Somewhat representative of our cases construing the nature of the interest as a royalty interest or a mineral interest is Shepard, Executrix v. John Hancock Mutual Life Ins. Co., 189 Kan. 125, 368 P.2d 19. In that case, the reservation in a warranty deed read:
" '... excepting and reserving with right of ingress and egress, an undivided 1/4 of the landowner's 1/8 royalty, or, 1/32 of the interest in and to all oil, gas or other minerals ... in or under the said land .... The said royalty reservation shall not be participating in bonuses or rentals, but shall be participating in other rights, royalties and other benefits accruing under any existing or future oil, gas or mineral lease while the said royalty reservation is in full force and effect.' " 189 Kan. at 127, 368 P.2d 19.
In addressing the question of the nature of the interest reserved, the familiar observations were noted:
"[T]he term 'royalty' has reference to a right to share in production of oil and gas at severance; it is personal property, and does not include a perpetual interest in the oil, gas and other minerals in and under the land.

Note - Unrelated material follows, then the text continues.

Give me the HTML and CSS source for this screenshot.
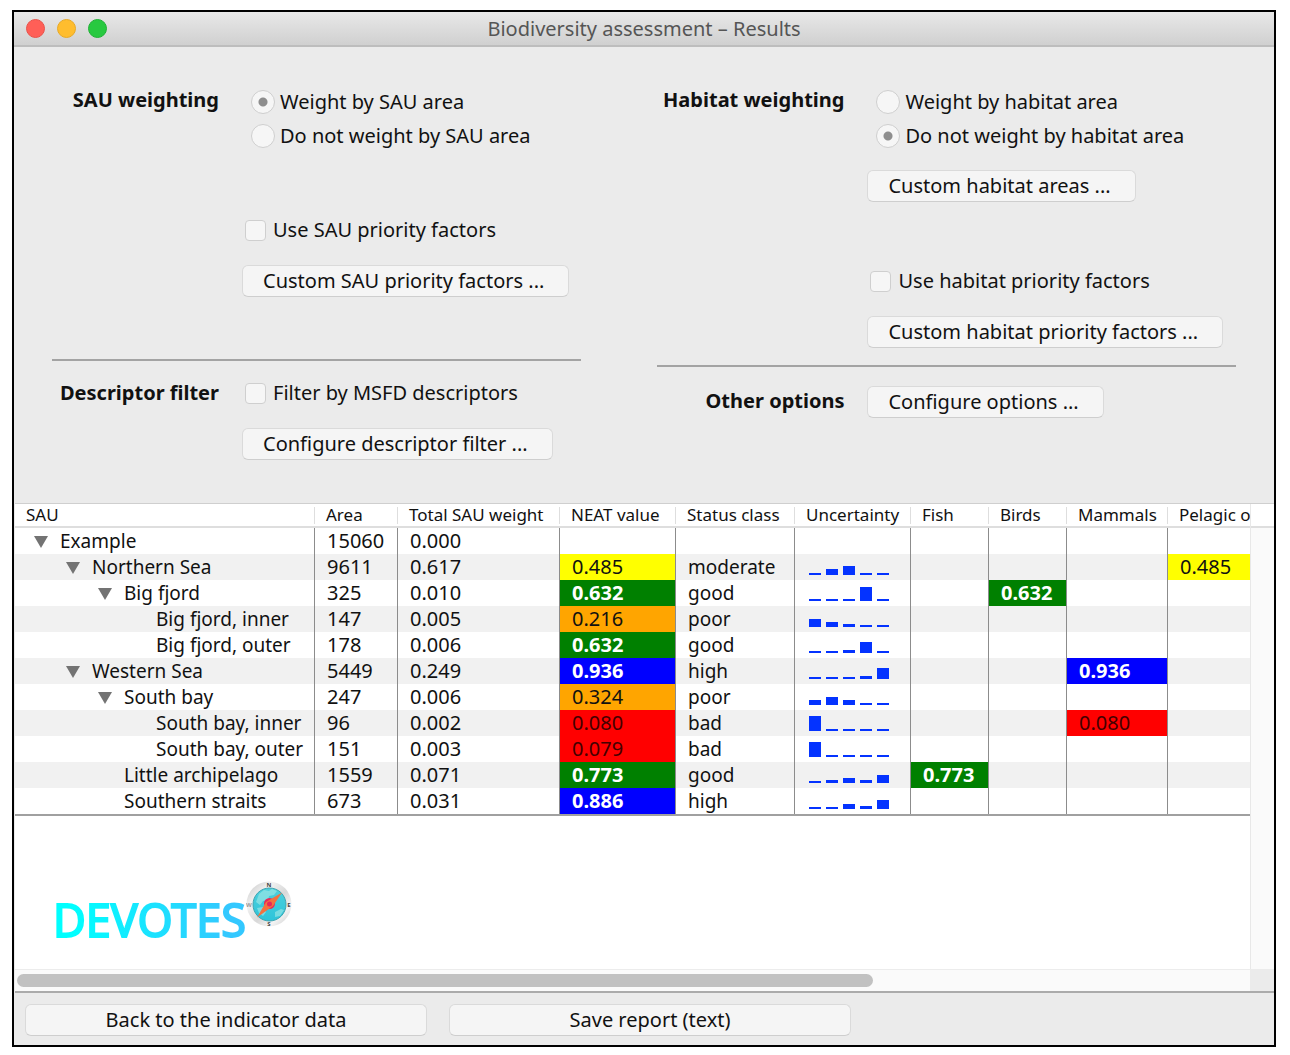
FILE: index.html
```html
<!DOCTYPE html>
<html lang="en">
<head>
<meta charset="utf-8">
<title>Biodiversity assessment – Results</title>
<link rel="stylesheet" href="styles.css">
</head>
<body>
<main class="window">
  <header class="titlebar">
    <div class="lights">
      <button class="light close" type="button" aria-label="Close"></button>
      <button class="light minimize" type="button" aria-label="Minimize"></button>
      <button class="light zoom" type="button" aria-label="Zoom"></button>
    </div>
    <h1 class="title">Biodiversity assessment – Results</h1>
  </header>

  <form class="settings">
    <div class="column column-sau">
      <section class="group">
        <h2 class="group-label">SAU weighting</h2>
        <div class="controls">
          <label class="radio"><input type="radio" name="sau" checked>Weight by SAU area</label>
          <label class="radio"><input type="radio" name="sau">Do not weight by SAU area</label>
          <label class="check apart"><input type="checkbox">Use SAU priority factors</label>
          <button class="push" type="button">Custom SAU priority factors ...</button>
        </div>
      </section>
      <hr class="rule">
      <section class="group">
        <h2 class="group-label">Descriptor filter</h2>
        <div class="controls">
          <label class="check"><input type="checkbox">Filter by MSFD descriptors</label>
          <button class="push" type="button">Configure descriptor filter ...</button>
        </div>
      </section>
    </div>
    <div class="column column-habitat">
      <section class="group">
        <h2 class="group-label">Habitat weighting</h2>
        <div class="controls">
          <label class="radio"><input type="radio" name="habitat">Weight by habitat area</label>
          <label class="radio"><input type="radio" name="habitat" checked>Do not weight by habitat area</label>
          <button class="push" type="button">Custom habitat areas ...</button>
          <label class="check apart"><input type="checkbox">Use habitat priority factors</label>
          <button class="push" type="button">Custom habitat priority factors ...</button>
        </div>
      </section>
      <hr class="rule">
      <section class="group">
        <h2 class="group-label">Other options</h2>
        <div class="controls">
          <button class="push" type="button">Configure options ...</button>
        </div>
      </section>
    </div>
  </form>

  <section class="results">
    <div class="viewport">
      <table class="tree">
        <colgroup>
          <col class="c-sau"><col class="c-area"><col class="c-weight"><col class="c-neat"><col class="c-status"><col class="c-unc"><col class="c-fish"><col class="c-fish"><col class="c-mammals"><col class="c-pelagic">
        </colgroup>
        <thead>
          <tr><th>SAU</th><th>Area</th><th>Total SAU weight</th><th>NEAT value</th><th>Status class</th><th>Uncertainty</th><th>Fish</th><th>Birds</th><th>Mammals</th><th>Pelagic organisms</th></tr>
        </thead>
        <tbody>
          <tr><td class="name level-0 open">Example</td><td>15060</td><td>0.000</td><td></td><td></td><td></td><td></td><td></td><td></td><td></td></tr>
          <tr><td class="name level-1 open">Northern Sea</td><td>9611</td><td>0.617</td><td class="moderate">0.485</td><td class="name">moderate</td><td><div class="bars"><i style="height:2px"></i><i style="height:6px"></i><i style="height:9px"></i><i style="height:2px"></i><i style="height:2px"></i></div></td><td></td><td></td><td></td><td class="moderate">0.485</td></tr>
          <tr><td class="name level-2 open">Big fjord</td><td>325</td><td>0.010</td><td class="good">0.632</td><td class="name">good</td><td><div class="bars"><i style="height:2px"></i><i style="height:2px"></i><i style="height:2px"></i><i style="height:14px"></i><i style="height:2px"></i></div></td><td></td><td class="good">0.632</td><td></td><td></td></tr>
          <tr><td class="name level-3">Big fjord, inner</td><td>147</td><td>0.005</td><td class="poor">0.216</td><td class="name">poor</td><td><div class="bars"><i style="height:8px"></i><i style="height:5px"></i><i style="height:3px"></i><i style="height:1px"></i><i style="height:1px"></i></div></td><td></td><td></td><td></td><td></td></tr>
          <tr><td class="name level-3">Big fjord, outer</td><td>178</td><td>0.006</td><td class="good">0.632</td><td class="name">good</td><td><div class="bars"><i style="height:1px"></i><i style="height:1px"></i><i style="height:3px"></i><i style="height:11px"></i><i style="height:1px"></i></div></td><td></td><td></td><td></td><td></td></tr>
          <tr><td class="name level-1 open">Western Sea</td><td>5449</td><td>0.249</td><td class="high">0.936</td><td class="name">high</td><td><div class="bars"><i style="height:1px"></i><i style="height:1px"></i><i style="height:1px"></i><i style="height:3px"></i><i style="height:11px"></i></div></td><td></td><td></td><td class="high">0.936</td><td></td></tr>
          <tr><td class="name level-2 open">South bay</td><td>247</td><td>0.006</td><td class="poor">0.324</td><td class="name">poor</td><td><div class="bars"><i style="height:5px"></i><i style="height:8px"></i><i style="height:5px"></i><i style="height:1px"></i><i style="height:1px"></i></div></td><td></td><td></td><td></td><td></td></tr>
          <tr><td class="name level-3">South bay, inner</td><td>96</td><td>0.002</td><td class="bad">0.080</td><td class="name">bad</td><td><div class="bars"><i style="height:15px"></i><i style="height:1px"></i><i style="height:1px"></i><i style="height:1px"></i><i style="height:1px"></i></div></td><td></td><td></td><td class="bad">0.080</td><td></td></tr>
          <tr><td class="name level-3">South bay, outer</td><td>151</td><td>0.003</td><td class="bad">0.079</td><td class="name">bad</td><td><div class="bars"><i style="height:15px"></i><i style="height:1px"></i><i style="height:1px"></i><i style="height:1px"></i><i style="height:1px"></i></div></td><td></td><td></td><td></td><td></td></tr>
          <tr><td class="name level-2">Little archipelago</td><td>1559</td><td>0.071</td><td class="good">0.773</td><td class="name">good</td><td><div class="bars"><i style="height:1px"></i><i style="height:3px"></i><i style="height:5px"></i><i style="height:3px"></i><i style="height:8px"></i></div></td><td class="good">0.773</td><td></td><td></td><td></td></tr>
          <tr><td class="name level-2">Southern straits</td><td>673</td><td>0.031</td><td class="high">0.886</td><td class="name">high</td><td><div class="bars"><i style="height:1px"></i><i style="height:1px"></i><i style="height:5px"></i><i style="height:3px"></i><i style="height:9px"></i></div></td><td></td><td></td><td></td><td></td></tr>
        </tbody>
      </table>
      <div class="brand">
        <span class="brand-name">DEVOTES</span>
        <svg class="compass" viewBox="0 0 46 46" width="46" height="46" role="img" aria-label="Compass">
          <defs>
            <linearGradient id="rim" x1="0" y1="0" x2="1" y2="1">
              <stop offset="0" stop-color="#c4c4c4"/><stop offset=".3" stop-color="#f2f2f2"/><stop offset=".55" stop-color="#d8d8d8"/><stop offset=".75" stop-color="#f4f4f4"/><stop offset="1" stop-color="#c6c6c6"/>
            </linearGradient>
            <linearGradient id="sea" x1="0" y1="0" x2="0" y2="1">
              <stop offset="0" stop-color="#4fd0dc"/><stop offset="1" stop-color="#2cc4da"/>
            </linearGradient>
          </defs>
          <circle cx="23" cy="23" r="22.500" fill="url(#rim)"/>
          <circle cx="23.500" cy="23.500" r="16.500" fill="url(#sea)" stroke="#3fa4b0"/>
          <path d="M13 13l5-4 5 1 3-2 5 2-3 4-5 1-1 4-5 1-3 4-4-3zM29 31l6-3 3 1-4 6-5 1zM11 27l6-1 3 5-3 4-4-3z" fill="#a5e9e6" opacity=".6"/>
          <circle cx="23.500" cy="22.500" r="5.500" fill="#e6285c"/>
          <path d="M36 11.500L27 25 11 36.500 20 21z" fill="#f4713f"/>
          <circle cx="23.500" cy="23" r="2.500" fill="#e6285c"/>
          <g font-size="6" font-weight="700" fill="#444" text-anchor="middle">
            <text x="23" y="6">N</text><text x="23" y="45">S</text><text x="3" y="26" fill="#999">W</text><text x="43" y="26">E</text>
          </g>
        </svg>
      </div>
    </div>
    <div class="side"><div class="side-head"></div></div>
    <div class="scroll-x"><div class="thumb"></div></div>
    <div class="corner"></div>
  </section>

  <footer class="actions">
    <button class="push" type="button">Back to the indicator data</button>
    <button class="push" type="button">Save report (text)</button>
  </footer>
</main>
</body>
</html>
```
FILE: styles.css
```css
* { box-sizing: border-box; }

body {
  margin: 0;
  background: #fff;
  color: #111;
  font: 20px/26px "Noto Sans", "Open Sans", sans-serif;
}

.window {
  display: flex;
  flex-direction: column;
  min-height: calc(100vh - 18px);
  margin: 10px 14px 8px 12px;
  border: 2px solid #000;
  background: #ebebeb;
}

/* Title bar */
.titlebar {
  display: grid;
  grid-template-columns: 100px 1fr 100px;
  align-items: center;
  height: 35px;
  padding: 0 12px;
  border-bottom: 2px solid #bdbdbd;
  background: linear-gradient(#e8e8e8, #d0d0d0);
}
.lights { display: flex; gap: 12px; }
.light {
  width: 19px;
  height: 19px;
  padding: 0;
  border: 1px solid;
  border-radius: 50%;
}
.close { background: #ff5f57; border-color: #e9524a; }
.minimize { background: #ffbd2e; border-color: #e8a925; }
.zoom { background: #28c940; border-color: #1fb235; }
.title {
  margin: 0;
  color: #555;
  font-size: 20px;
  font-weight: 400;
  text-align: center;
}

/* Settings form */
.settings {
  display: grid;
  grid-template-columns: 529fr 578fr;
  gap: 76px;
  padding: 38px 38px 43px 38px;
}
.group { display: grid; }
.column-sau .group { grid-template-columns: 167px 1fr; gap: 23px; }
.column-habitat .group { grid-template-columns: 187px 1fr; gap: 23px; }
.group-label {
  margin: 0;
  font-size: 20px;
  line-height: 30px;
  font-weight: 700;
  text-align: right;
  white-space: nowrap;
}
.controls {
  display: flex;
  flex-direction: column;
  align-items: flex-start;
  white-space: nowrap;
}
.radio, .check { display: flex; align-items: center; }
.radio { gap: 5px; height: 34px; padding-left: 9px; }
.check { gap: 7px; height: 30px; padding-left: 3px; }
.column-sau .apart { margin-top: 62px; }
.column-habitat .apart { margin-top: 64px; }
.controls .push { margin-top: 20px; }
.controls .radio + .push { margin-top: 17px; }
.controls .push:first-child { margin-top: 0; }

input {
  appearance: none;
  margin: 0;
  border: 1px solid #cfcfcf;
  background: #f6f6f6;
}
input[type="radio"] { width: 24px; height: 24px; border-radius: 50%; }
input[type="radio"]:checked {
  background: radial-gradient(circle, #8e8e8e 4px, #f6f6f6 5px);
}
input[type="checkbox"] { width: 21px; height: 21px; border-radius: 4px; }

.push {
  height: 32px;
  padding: 0 24px 0 20px;
  border: 1px solid #dadada;
  border-bottom-color: #cecece;
  border-radius: 6px;
  background: #f5f5f5;
  color: #111;
  font: inherit;
  line-height: 28px;
}
.rule {
  height: 2px;
  border: 0;
  background: #a3a3a3;
}
.column-sau .rule { margin: 62px 0 17px; }
.column-habitat .rule { margin: 17px 0 19px; }

/* Results tree */
.results {
  flex: 1;
  display: grid;
  grid-template-columns: minmax(0, 1fr) 24px;
  grid-template-rows: 1fr 22px;
  margin-left: 1px;
  border-top: 1px solid #cfcfcf;
  border-bottom: 2px solid #ababab;
}
.viewport { overflow: hidden; background: #fff; }
.tree {
  width: 100%;
  min-width: 1353px;
  table-layout: fixed;
  border-spacing: 0;
  border-bottom: 2px solid #a0a0a0;
}
.c-sau { width: 300px; }
.c-area { width: 83px; }
.c-weight { width: 162px; }
.c-neat, .c-unc { width: 116px; }
.c-status { width: 119px; }
.c-fish { width: 78px; }
.c-mammals { width: 101px; }
th {
  height: 24px;
  padding: 0 0 0 11px;
  border-bottom: 2px solid #dedede;
  background: linear-gradient(#dedede, #dedede) right center / 1px 17px no-repeat;
  font-size: 17px;
  font-weight: 400;
  line-height: 22px;
  text-align: left;
  white-space: nowrap;
}
td {
  height: 26px;
  padding: 0 0 0 12px;
  border-right: 1px solid #8c8c8c;
  line-height: 26px;
  white-space: nowrap;
}
tbody tr:nth-child(even) { background: #f1f1f1; }
.name { font-size: 19px; }
.level-0 { padding-left: 45px; }
.level-1 { padding-left: 77px; }
.level-2 { padding-left: 109px; }
.level-3 { padding-left: 141px; }
.open::before {
  content: "";
  display: inline-block;
  margin: 0 12px 0 -26px;
  border: 7px solid transparent;
  border-top: 12px solid #737373;
  border-bottom: 0;
}
.moderate { background: #ff0; }
.poor { background: #ffa500; }
.bad { background: #f00; color: #400; }
.good, .high { color: #fff; font-weight: 700; }
.good { background: #008000; }
.high { background: #00f; }

.bars {
  display: flex;
  align-items: flex-end;
  gap: 5px;
  height: 26px;
  padding: 0 0 5px 2px;
}
.bars i { width: 12px; min-height: 2px; background: #0433ff; }

.brand {
  display: flex;
  align-items: flex-start;
  padding: 65px 0 16px 38px;
}
.brand-name {
  padding-top: 9px;
  background: linear-gradient(90deg, #00ffff 10%, #33c8ff 90%);
  background-clip: text;
  -webkit-text-stroke: 2px transparent;
  color: transparent;
  font-size: 45px;
  line-height: 60px;
}
.compass { flex: none; }

.side { border-left: 1px solid #e8e8e8; background: #fafafa; }
.side-head {
  height: 24px;
  border-bottom: 2px solid #dedede;
  background: #fff;
}
.scroll-x {
  padding: 4px 2px;
  border-top: 1px solid #ececec;
  background: #fafafa;
}
.thumb {
  width: 856px;
  max-width: 70%;
  height: 13px;
  border-radius: 7px;
  background: #c1c1c1;
}

/* Bottom bar */
.actions {
  display: flex;
  gap: 22px;
  padding: 11px 11px 9px;
}
.actions .push { flex: 0 1 402px; padding: 0 20px; }
```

The term 'mineral interest' means an interest in and to oil and gas in and under the land and constitutes present ownership of an interest in real property." 189 Kan. at 130-131, 368 P.2d 19. (Emphasis added.)
Then, upon discussion of indicia and incidents of royalty and mineral interests and their application under the reservation language, it was held the interest reserved was a fractional mineral interest.
Paraphrasing language in Stratmann v. Stratmann, 204 Kan. at 663, 465 P.2d 938, we find, in substance, there was reserved to Brandenburg a mineral interest in a 320 acre tract perpetuated by production regardless of the fact two leases covered the minerals. The only condition necessary to perpetuation of the interest was and is continued production. One producing well on the half-section is sufficient to perpetuate the interest.
We conclude the reserved interest of Brandenburg and his co-owners, now held by them or their successors or assigns, is a mineral interest in and to the entire West Half. It is a defeasible term interest perpetuated by production on the Northwest Quarter. Cessation of production on and termination of the lease covering the Southwest Quarter did not terminate the reserved interest as to that quarter-section.
We do not consider that we now have before us the question of where, as between the parties, the rights to bonus payments and delay rentals lie in the event of re-leasing of the Southwest Quarter. As to the Southwest Quarter, we do not consider that we have before us the question of who has the power to execute an oil or gas lease, or who has drilling rights and the proper accounting for production therefrom. If these questions are presently justiciable, they have neither been presented in the trial court nor briefed and argued on appeal; it would be inappropriate for us to now undertake their resolution.